### YOUR TASK
For each line in the data below that holds "screenshot", return a copy.

### ROWS
▶

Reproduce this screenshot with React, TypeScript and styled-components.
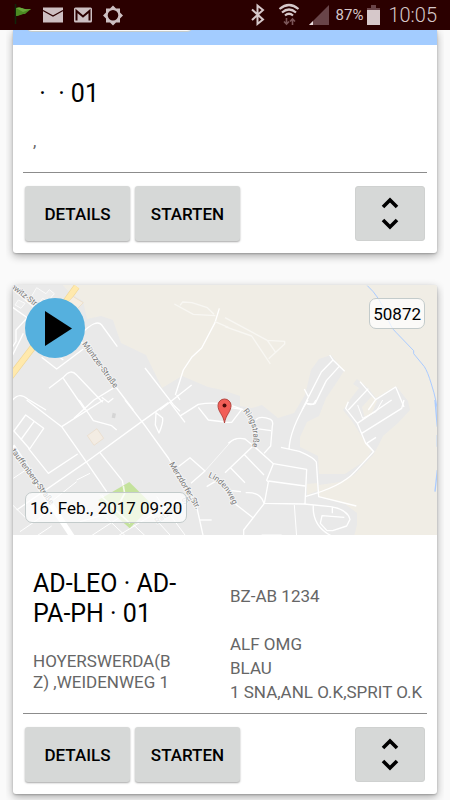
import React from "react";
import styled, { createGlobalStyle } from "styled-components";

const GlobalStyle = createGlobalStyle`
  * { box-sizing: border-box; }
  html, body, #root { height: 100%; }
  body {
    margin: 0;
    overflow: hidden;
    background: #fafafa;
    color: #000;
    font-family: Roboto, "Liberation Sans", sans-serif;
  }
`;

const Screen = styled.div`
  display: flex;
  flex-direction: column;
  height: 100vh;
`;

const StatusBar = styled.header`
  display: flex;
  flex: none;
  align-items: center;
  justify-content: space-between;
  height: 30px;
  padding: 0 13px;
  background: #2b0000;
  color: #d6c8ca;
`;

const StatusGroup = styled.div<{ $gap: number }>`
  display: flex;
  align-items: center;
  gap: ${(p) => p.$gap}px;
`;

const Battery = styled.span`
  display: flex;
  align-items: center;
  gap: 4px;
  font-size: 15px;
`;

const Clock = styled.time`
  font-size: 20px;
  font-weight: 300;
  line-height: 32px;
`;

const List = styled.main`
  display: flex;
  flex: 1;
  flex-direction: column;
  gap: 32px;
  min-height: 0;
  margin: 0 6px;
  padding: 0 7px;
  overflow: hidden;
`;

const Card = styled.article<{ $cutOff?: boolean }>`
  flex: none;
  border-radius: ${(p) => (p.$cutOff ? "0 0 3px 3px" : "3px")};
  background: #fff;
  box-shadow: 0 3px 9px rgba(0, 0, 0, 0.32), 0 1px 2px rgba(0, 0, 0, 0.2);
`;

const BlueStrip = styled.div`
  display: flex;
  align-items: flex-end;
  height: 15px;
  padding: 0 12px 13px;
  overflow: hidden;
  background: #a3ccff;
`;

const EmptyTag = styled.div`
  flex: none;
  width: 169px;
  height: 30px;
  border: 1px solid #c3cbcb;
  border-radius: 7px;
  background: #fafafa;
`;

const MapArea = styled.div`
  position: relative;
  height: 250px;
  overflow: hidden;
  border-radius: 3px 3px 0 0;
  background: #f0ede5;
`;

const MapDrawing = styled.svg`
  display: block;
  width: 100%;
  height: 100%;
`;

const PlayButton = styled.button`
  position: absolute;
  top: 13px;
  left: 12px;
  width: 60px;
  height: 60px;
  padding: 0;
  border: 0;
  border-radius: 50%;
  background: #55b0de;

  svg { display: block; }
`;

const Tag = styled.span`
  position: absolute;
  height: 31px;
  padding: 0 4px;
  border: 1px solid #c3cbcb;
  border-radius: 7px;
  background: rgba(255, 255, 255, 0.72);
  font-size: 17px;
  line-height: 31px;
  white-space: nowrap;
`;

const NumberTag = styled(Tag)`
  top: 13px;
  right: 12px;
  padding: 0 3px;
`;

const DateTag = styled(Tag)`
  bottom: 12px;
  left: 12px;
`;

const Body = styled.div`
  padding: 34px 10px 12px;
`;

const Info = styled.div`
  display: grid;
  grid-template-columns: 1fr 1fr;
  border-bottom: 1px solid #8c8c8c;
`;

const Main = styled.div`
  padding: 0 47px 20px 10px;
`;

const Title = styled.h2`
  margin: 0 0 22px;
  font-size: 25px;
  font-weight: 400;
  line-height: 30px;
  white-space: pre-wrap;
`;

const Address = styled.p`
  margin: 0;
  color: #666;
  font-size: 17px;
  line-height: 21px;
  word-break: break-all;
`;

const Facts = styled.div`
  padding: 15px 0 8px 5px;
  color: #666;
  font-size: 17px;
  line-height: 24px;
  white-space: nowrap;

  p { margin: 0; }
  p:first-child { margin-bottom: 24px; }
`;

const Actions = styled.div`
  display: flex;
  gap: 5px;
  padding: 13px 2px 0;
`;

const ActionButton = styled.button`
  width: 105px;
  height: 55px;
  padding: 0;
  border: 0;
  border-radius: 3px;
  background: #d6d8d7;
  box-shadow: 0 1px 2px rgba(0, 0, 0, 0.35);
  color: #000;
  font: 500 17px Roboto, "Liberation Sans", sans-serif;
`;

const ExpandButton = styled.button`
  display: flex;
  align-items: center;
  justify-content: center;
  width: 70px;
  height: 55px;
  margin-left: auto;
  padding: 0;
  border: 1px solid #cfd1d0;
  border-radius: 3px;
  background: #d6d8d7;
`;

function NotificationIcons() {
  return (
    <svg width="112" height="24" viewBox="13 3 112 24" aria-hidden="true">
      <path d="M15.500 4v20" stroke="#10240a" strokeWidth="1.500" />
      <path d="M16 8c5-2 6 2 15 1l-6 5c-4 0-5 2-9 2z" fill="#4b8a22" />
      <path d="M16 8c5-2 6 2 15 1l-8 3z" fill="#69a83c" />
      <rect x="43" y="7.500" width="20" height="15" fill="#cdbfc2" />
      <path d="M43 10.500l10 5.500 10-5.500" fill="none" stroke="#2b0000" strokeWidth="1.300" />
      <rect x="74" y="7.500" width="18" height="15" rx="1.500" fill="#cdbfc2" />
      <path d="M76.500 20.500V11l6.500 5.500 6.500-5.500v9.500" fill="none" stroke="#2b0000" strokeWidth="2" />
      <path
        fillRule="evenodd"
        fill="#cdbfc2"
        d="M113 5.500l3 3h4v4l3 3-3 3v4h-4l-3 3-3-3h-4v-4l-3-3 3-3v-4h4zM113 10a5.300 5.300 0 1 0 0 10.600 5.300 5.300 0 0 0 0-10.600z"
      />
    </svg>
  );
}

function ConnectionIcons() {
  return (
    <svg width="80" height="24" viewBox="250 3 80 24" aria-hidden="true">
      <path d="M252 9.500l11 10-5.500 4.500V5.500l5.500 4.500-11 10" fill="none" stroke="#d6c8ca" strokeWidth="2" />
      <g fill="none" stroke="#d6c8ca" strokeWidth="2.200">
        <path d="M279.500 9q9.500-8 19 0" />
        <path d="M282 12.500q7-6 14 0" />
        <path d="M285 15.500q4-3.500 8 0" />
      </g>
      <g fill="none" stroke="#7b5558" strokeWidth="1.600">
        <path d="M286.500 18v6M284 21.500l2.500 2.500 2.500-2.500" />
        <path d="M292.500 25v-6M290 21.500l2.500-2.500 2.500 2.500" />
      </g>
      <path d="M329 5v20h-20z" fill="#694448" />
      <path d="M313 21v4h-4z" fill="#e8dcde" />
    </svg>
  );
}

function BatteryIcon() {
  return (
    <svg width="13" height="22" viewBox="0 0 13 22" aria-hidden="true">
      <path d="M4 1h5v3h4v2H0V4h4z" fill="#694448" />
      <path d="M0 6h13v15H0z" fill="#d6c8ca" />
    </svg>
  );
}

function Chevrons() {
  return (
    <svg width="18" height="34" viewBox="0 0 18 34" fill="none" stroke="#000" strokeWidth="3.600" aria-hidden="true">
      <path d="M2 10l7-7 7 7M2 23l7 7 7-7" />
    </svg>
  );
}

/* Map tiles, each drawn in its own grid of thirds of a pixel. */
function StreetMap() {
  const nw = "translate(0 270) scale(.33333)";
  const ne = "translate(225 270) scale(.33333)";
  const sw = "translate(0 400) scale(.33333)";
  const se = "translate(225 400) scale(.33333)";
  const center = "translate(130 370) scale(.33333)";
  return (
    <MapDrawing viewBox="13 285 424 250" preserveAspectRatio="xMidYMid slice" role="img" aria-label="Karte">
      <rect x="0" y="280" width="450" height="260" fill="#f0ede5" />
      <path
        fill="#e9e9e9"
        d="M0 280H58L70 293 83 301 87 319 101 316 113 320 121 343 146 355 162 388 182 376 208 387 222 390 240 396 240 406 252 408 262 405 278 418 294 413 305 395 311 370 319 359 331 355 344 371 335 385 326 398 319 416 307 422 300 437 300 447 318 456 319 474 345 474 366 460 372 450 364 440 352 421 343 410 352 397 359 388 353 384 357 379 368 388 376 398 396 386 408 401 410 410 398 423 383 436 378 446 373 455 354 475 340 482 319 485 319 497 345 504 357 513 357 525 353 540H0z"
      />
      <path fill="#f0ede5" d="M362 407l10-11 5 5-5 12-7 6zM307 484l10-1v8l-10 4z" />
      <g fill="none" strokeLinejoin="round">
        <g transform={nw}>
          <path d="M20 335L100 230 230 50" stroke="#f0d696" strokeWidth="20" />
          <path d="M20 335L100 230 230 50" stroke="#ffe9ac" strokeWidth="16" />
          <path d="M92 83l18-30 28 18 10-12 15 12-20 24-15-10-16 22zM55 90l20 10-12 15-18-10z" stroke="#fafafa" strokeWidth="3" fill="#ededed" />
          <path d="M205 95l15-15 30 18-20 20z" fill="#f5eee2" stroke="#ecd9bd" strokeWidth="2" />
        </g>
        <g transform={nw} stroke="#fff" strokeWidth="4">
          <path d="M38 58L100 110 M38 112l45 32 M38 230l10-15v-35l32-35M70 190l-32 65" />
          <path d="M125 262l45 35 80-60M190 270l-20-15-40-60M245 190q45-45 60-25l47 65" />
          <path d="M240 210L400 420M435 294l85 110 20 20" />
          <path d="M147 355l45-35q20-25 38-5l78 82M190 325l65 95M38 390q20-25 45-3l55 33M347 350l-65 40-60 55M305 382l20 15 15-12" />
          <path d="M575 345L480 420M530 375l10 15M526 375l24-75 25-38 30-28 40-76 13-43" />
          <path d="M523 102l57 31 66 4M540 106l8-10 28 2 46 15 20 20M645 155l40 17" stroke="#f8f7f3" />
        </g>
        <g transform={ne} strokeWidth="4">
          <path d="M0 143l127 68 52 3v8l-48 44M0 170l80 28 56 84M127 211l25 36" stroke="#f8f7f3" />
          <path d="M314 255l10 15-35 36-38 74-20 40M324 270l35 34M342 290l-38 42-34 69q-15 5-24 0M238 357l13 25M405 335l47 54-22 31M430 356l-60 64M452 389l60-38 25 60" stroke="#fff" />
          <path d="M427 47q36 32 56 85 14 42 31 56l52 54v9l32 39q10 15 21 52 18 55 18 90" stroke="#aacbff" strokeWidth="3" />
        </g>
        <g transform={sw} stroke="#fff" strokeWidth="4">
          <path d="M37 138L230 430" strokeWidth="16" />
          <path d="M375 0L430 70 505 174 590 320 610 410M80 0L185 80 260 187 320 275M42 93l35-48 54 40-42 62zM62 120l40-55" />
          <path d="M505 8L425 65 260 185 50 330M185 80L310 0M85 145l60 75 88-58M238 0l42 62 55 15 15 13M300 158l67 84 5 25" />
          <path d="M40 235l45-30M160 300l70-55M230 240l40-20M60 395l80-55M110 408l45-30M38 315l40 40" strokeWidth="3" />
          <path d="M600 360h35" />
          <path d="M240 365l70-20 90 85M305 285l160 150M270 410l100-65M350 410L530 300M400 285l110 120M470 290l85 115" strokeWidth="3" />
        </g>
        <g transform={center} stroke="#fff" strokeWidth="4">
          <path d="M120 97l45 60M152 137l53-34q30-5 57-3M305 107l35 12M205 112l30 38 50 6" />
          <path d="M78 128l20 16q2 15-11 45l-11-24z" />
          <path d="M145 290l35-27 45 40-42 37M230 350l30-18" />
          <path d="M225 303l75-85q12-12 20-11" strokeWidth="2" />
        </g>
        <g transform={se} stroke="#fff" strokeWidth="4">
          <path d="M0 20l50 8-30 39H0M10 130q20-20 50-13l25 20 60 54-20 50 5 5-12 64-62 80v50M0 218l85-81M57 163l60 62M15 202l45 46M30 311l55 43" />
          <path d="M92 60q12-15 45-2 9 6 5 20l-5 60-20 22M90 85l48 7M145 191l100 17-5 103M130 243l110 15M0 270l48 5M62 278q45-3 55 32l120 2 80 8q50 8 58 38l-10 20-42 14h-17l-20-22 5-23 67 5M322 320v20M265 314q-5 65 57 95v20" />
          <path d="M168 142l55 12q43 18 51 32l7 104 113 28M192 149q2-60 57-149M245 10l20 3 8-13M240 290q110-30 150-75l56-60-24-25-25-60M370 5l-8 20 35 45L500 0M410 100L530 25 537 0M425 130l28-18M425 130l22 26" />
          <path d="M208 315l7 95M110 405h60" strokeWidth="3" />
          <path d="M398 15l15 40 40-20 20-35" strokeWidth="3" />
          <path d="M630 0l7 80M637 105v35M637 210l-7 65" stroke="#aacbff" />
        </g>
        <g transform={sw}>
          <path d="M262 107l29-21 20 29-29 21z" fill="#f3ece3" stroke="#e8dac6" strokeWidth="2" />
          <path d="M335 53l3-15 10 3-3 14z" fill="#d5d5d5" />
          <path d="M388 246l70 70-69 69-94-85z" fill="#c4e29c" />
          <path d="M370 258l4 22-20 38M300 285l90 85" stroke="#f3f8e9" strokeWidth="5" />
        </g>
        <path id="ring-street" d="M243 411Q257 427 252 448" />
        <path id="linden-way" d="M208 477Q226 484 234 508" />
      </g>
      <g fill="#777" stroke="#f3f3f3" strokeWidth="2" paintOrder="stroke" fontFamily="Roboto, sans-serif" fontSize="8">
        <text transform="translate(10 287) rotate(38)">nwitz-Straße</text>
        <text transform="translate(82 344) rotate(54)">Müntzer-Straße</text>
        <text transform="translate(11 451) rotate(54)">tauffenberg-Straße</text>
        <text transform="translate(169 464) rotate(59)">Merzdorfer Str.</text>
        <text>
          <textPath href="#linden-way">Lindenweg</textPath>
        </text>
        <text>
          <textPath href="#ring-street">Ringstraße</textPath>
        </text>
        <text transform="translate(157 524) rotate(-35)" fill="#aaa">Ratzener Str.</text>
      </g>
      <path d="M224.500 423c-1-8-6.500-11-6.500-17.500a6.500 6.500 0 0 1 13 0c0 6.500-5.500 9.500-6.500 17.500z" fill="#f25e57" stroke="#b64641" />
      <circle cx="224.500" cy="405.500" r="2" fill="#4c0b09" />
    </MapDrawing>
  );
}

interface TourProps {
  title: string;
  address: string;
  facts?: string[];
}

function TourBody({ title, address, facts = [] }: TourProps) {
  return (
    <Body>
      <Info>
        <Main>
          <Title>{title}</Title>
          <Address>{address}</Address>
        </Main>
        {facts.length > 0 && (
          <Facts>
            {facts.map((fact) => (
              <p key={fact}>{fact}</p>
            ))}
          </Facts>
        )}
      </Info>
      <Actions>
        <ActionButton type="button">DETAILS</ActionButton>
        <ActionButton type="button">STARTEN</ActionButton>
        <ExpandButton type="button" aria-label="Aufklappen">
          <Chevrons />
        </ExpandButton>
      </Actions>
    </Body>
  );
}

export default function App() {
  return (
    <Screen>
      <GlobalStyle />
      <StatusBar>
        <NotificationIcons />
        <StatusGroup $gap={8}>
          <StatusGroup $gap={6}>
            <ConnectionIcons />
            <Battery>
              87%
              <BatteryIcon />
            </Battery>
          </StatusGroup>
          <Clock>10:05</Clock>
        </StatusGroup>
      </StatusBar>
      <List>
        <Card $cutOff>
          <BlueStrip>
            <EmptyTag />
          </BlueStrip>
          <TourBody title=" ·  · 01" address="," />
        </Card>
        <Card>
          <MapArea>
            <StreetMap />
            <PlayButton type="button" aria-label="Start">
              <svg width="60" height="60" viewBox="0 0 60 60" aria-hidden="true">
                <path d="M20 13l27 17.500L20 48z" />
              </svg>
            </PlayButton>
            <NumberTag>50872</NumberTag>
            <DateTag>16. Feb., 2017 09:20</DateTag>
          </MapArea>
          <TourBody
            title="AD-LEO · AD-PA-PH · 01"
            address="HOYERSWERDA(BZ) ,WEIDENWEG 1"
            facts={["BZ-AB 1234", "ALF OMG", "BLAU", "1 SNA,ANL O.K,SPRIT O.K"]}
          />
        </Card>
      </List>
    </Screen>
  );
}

◀
▶

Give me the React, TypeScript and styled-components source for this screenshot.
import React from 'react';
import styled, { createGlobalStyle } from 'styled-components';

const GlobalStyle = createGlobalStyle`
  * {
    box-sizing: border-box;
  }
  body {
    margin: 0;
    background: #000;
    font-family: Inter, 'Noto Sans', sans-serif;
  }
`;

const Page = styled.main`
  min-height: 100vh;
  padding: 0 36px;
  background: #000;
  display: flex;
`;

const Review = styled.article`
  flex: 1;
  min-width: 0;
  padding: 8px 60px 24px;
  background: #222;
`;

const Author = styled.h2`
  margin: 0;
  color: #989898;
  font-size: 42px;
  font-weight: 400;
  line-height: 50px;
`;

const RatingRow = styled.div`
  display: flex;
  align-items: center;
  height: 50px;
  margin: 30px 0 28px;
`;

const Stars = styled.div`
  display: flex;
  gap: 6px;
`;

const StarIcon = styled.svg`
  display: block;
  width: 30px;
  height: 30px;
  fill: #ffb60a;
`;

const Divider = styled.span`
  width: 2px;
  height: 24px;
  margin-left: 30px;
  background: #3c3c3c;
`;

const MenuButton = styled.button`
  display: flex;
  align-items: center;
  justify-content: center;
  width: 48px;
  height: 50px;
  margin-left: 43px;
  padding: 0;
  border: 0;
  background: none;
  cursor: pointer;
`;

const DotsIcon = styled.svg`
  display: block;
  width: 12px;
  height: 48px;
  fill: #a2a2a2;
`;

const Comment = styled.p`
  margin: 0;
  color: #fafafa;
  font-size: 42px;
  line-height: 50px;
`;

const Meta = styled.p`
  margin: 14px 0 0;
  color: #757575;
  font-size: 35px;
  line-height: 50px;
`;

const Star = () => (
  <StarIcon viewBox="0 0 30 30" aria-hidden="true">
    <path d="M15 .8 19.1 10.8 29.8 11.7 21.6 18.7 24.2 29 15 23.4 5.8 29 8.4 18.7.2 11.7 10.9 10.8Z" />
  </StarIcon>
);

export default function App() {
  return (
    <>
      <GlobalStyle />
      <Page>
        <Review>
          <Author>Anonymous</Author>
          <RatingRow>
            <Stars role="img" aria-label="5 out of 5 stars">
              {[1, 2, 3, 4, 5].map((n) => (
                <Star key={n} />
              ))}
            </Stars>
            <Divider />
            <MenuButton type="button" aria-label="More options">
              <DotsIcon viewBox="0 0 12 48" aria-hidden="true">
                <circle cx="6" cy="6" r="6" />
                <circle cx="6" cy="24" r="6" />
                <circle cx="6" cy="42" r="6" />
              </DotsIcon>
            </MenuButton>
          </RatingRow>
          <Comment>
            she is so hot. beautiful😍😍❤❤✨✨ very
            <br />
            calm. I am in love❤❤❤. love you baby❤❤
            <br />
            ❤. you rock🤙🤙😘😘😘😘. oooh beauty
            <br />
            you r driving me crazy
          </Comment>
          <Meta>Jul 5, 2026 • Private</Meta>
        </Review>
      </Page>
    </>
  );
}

◀

### THE RESULT
Reproduce this screenshot with React, TypeScript and styled-components.
Give me the React, TypeScript and styled-components source for this screenshot.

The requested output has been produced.